SET TASK -
The required output is a single number: how many lines of the material contain the string "this".

DATASET EXTRACT -
=====

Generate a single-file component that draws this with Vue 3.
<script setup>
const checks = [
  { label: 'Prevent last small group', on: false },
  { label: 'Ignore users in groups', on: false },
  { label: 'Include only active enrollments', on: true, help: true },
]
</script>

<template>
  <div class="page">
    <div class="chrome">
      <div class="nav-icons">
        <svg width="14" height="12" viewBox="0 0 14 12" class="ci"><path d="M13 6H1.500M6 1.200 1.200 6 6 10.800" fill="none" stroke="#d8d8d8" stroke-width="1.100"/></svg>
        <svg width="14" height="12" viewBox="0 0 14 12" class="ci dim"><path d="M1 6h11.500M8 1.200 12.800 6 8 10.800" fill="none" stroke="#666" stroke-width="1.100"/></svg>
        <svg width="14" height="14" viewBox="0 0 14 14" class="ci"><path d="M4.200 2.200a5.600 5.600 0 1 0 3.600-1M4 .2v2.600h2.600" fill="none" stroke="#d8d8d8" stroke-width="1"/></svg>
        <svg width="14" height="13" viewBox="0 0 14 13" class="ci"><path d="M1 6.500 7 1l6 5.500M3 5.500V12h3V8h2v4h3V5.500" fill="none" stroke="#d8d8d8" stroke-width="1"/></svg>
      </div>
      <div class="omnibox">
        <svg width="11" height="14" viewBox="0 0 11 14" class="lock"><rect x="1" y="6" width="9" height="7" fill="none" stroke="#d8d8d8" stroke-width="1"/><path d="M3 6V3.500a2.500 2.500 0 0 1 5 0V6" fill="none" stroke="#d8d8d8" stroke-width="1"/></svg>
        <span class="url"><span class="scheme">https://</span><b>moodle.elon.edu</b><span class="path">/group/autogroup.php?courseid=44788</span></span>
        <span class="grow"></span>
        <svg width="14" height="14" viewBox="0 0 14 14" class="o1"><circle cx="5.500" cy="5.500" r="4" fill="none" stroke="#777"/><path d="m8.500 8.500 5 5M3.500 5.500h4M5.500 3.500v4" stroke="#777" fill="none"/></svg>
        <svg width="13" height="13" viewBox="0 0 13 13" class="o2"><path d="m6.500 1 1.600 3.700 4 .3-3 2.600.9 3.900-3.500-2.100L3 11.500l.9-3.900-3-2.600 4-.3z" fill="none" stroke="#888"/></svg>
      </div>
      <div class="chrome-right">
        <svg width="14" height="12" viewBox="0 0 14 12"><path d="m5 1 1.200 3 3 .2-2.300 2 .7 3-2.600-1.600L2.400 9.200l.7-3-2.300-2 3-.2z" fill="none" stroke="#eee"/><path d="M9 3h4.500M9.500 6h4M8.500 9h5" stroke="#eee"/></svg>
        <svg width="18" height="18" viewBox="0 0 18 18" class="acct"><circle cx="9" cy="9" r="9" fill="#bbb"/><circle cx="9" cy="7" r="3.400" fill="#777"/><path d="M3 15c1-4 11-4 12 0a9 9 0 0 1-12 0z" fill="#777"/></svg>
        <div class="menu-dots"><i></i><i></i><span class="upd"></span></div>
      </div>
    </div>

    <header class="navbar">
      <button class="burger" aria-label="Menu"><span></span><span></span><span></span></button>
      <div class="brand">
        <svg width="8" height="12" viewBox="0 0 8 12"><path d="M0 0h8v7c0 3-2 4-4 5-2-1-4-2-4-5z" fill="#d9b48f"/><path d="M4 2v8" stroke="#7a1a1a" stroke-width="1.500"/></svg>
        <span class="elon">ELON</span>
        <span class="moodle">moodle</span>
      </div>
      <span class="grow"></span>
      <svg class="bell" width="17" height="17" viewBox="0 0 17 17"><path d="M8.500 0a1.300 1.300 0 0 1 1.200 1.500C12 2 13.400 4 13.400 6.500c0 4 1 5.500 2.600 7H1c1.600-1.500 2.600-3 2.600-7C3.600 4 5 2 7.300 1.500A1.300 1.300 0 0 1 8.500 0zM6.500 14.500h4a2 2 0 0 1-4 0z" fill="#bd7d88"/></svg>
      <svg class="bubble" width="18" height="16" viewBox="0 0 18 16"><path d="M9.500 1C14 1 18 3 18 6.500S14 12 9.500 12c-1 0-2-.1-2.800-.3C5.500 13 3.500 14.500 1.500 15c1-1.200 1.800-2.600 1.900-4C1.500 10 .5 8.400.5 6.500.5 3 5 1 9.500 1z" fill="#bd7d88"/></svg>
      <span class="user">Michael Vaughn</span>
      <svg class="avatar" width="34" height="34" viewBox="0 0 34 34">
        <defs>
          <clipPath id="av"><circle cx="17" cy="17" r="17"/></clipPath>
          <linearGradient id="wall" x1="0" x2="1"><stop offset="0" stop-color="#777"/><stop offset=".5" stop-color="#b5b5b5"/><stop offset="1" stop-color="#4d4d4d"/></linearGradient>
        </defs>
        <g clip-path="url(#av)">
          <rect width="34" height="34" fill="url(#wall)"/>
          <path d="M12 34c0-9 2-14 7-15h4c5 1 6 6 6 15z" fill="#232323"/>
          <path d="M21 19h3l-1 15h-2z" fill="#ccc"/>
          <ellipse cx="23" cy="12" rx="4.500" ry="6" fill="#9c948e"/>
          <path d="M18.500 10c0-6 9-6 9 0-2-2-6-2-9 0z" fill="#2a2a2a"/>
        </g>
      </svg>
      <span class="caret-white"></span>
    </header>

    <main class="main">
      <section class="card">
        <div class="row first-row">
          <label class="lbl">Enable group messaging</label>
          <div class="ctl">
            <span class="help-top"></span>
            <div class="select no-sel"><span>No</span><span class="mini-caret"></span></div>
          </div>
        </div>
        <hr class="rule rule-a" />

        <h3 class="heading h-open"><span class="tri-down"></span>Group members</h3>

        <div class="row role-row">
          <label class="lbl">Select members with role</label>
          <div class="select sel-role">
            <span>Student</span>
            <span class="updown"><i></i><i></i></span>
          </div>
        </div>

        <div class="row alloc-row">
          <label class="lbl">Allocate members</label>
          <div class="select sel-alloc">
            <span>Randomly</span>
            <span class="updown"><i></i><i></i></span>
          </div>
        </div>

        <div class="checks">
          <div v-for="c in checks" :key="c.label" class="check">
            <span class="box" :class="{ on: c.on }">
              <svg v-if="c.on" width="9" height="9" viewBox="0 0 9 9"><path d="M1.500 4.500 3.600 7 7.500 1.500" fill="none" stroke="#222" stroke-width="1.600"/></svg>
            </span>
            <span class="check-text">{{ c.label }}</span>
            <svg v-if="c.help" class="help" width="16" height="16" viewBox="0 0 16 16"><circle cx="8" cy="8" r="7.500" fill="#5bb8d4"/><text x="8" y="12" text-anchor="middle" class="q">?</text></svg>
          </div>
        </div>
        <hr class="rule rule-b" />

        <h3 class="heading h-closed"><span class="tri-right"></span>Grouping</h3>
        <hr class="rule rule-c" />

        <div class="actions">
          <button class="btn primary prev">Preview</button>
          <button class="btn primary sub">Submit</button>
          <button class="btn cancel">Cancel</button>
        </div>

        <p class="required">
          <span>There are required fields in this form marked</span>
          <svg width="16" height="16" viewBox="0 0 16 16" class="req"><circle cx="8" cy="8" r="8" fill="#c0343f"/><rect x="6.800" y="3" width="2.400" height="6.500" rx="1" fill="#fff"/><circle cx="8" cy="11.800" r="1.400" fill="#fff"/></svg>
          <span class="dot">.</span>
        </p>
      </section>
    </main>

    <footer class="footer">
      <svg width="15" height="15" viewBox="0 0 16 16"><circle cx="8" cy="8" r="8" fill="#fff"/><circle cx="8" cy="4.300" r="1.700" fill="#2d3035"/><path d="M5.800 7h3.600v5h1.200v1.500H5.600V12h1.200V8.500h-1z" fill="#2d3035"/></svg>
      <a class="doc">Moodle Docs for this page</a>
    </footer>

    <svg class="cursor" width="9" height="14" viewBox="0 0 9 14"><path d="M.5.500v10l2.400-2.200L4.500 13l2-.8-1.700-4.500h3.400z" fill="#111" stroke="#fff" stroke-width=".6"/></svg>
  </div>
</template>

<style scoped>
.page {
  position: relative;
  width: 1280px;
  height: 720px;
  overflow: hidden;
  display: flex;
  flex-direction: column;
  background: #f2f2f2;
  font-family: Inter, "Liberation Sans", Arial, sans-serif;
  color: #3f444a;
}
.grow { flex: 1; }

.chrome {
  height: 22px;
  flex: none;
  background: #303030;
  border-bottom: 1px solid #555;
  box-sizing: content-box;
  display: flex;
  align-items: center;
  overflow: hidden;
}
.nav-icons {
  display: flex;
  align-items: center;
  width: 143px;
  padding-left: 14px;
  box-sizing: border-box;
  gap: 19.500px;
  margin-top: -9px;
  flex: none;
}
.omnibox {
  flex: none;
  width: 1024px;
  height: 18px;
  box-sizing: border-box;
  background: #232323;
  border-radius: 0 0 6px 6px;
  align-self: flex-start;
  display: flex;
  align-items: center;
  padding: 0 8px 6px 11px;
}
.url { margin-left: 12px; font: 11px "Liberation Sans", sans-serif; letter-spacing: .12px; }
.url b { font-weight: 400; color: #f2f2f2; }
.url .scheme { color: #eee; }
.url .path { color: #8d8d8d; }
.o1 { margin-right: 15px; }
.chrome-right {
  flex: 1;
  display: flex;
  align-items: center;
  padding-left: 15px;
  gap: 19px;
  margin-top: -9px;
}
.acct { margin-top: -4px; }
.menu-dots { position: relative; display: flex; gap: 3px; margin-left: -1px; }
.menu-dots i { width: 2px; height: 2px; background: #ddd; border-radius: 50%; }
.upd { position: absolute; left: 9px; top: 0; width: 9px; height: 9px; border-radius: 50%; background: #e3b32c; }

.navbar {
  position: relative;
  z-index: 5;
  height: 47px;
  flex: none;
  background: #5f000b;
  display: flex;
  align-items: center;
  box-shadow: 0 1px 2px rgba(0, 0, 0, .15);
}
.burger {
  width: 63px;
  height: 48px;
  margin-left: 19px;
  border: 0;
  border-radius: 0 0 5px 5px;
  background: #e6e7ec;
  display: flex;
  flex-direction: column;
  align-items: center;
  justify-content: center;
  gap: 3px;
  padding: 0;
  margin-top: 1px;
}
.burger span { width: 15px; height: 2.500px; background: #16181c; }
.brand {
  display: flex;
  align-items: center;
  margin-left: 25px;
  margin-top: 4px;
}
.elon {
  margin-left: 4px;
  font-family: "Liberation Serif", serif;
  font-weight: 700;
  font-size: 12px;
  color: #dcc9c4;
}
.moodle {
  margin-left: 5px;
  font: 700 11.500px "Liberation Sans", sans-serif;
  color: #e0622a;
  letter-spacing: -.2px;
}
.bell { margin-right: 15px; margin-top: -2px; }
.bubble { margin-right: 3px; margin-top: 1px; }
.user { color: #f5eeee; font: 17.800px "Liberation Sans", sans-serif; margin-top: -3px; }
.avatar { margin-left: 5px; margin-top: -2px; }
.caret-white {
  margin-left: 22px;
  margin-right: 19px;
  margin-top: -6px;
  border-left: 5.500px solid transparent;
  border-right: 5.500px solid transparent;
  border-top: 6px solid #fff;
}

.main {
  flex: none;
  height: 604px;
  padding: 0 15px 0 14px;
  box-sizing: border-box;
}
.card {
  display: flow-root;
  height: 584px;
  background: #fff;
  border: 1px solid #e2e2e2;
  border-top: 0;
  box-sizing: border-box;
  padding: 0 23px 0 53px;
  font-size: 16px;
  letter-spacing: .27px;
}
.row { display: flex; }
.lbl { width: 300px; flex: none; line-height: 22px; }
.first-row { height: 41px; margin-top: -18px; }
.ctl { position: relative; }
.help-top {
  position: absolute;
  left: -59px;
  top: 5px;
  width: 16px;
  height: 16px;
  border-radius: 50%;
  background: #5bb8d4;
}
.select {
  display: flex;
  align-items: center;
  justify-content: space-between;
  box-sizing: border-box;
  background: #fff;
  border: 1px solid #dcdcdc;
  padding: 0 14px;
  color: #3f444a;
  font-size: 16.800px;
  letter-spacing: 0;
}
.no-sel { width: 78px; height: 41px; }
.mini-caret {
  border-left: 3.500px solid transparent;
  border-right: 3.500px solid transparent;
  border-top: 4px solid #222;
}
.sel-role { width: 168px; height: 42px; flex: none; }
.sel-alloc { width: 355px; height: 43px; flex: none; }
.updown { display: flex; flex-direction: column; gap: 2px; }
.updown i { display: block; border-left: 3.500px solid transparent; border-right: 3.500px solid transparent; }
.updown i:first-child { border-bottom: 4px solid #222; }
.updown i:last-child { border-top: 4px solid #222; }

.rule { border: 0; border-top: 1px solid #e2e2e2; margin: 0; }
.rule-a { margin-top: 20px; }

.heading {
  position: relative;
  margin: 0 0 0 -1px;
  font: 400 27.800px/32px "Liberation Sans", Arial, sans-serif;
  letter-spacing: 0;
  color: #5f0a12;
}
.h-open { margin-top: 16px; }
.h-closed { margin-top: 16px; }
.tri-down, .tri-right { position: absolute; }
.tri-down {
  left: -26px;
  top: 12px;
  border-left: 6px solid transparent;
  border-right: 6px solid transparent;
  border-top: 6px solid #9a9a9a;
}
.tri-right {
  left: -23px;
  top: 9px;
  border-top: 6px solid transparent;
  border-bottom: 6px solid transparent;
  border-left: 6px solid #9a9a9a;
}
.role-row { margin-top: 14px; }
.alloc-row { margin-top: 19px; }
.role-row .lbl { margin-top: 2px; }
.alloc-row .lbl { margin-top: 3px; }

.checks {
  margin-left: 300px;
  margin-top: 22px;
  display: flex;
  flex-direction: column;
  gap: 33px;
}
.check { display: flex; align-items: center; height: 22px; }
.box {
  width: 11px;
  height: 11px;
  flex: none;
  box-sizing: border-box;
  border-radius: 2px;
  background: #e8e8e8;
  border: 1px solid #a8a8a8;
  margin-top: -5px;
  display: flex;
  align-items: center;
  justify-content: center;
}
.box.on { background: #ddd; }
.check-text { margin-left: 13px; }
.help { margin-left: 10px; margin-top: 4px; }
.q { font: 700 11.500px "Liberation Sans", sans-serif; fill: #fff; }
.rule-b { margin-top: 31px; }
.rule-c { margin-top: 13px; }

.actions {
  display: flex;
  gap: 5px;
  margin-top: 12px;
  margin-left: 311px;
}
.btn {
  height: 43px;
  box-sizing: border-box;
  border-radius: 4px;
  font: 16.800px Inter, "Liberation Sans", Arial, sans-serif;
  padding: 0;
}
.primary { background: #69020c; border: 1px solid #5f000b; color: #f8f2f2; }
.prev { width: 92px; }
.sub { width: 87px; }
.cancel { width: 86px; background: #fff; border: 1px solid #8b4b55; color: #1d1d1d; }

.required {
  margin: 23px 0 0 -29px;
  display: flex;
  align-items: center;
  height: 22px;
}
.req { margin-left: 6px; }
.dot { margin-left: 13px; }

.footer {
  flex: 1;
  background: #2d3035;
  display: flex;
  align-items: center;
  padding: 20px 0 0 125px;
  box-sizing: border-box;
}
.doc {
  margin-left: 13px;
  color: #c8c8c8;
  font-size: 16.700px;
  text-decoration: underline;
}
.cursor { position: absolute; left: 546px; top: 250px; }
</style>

=====

COMPLETED TASK -
3